Is this an eggcorn? And if so, what category or categories?

Originally from Dutch “verloren hoop” literally a lost troop, a military unit sent to draw enemy fire so that a second attack can succeed before the enemy reloads. It’s use as “a vain hope,” is widespread, and that is the first definition in the reliable Random House Dictionary of the English Language (c. 1966-1967), which marks the historical definition as obsolete. The OED, on the other hand, says that the sense “faint hope” is used “[w]ith word-play or misapprehension of the etymology…”

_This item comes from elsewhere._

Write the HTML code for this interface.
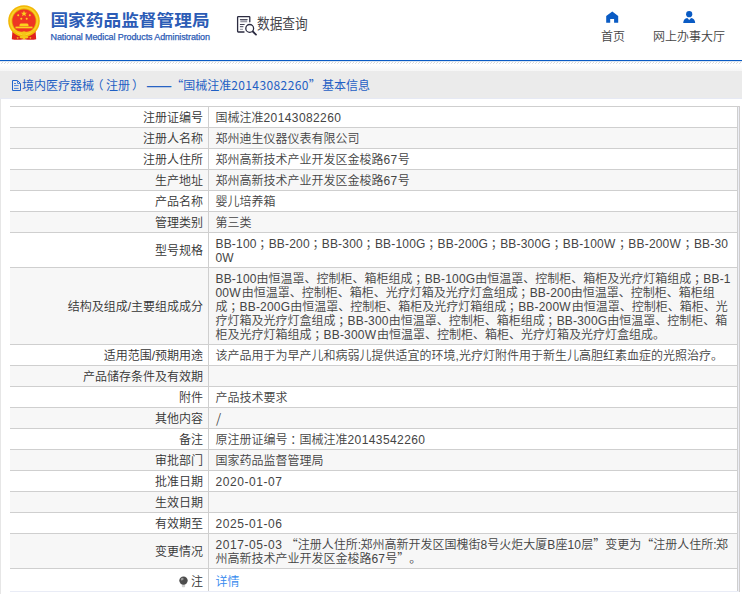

Oberlin Alumni Magazine, volume 96, number 2 (fall 2000)
“In the top of the ninth, with Cleveland about to lose another game, a relief pitcher called Stanton was trying to prevent the opposing team going more than six runs ahead, in the forlorn hope that Cleveland could score seven runs in the bottom of the ninth.” … ses03.html

“Were I her age, and had I met her in 1880, I might have fallen in love, and clung to an unfounded and forlorn hope that she could learn to love me.” … stics.html

“The gang lost their chance to catch a plane out of Ontario. Now Crazy Dog’s come through for them once again. They hope he’ll help them all get home. But is it a forlorn hope?” … at174.html



#2 2005-10-31 17:17:38

Chris Waigl
Eggcorn Faerie
From: London, UK
Registered: 2005-10-14
Posts: 115

Re: “forlorn hope”: cross-language, hidden and mainstream?

Interesting. The original sense seems to have survived as a name for a betting strategy. Otherwise, I seem to find nealy exclusively references in texts on military history.

You’d be right about the classification hidden/cross-language/nearly mainstream.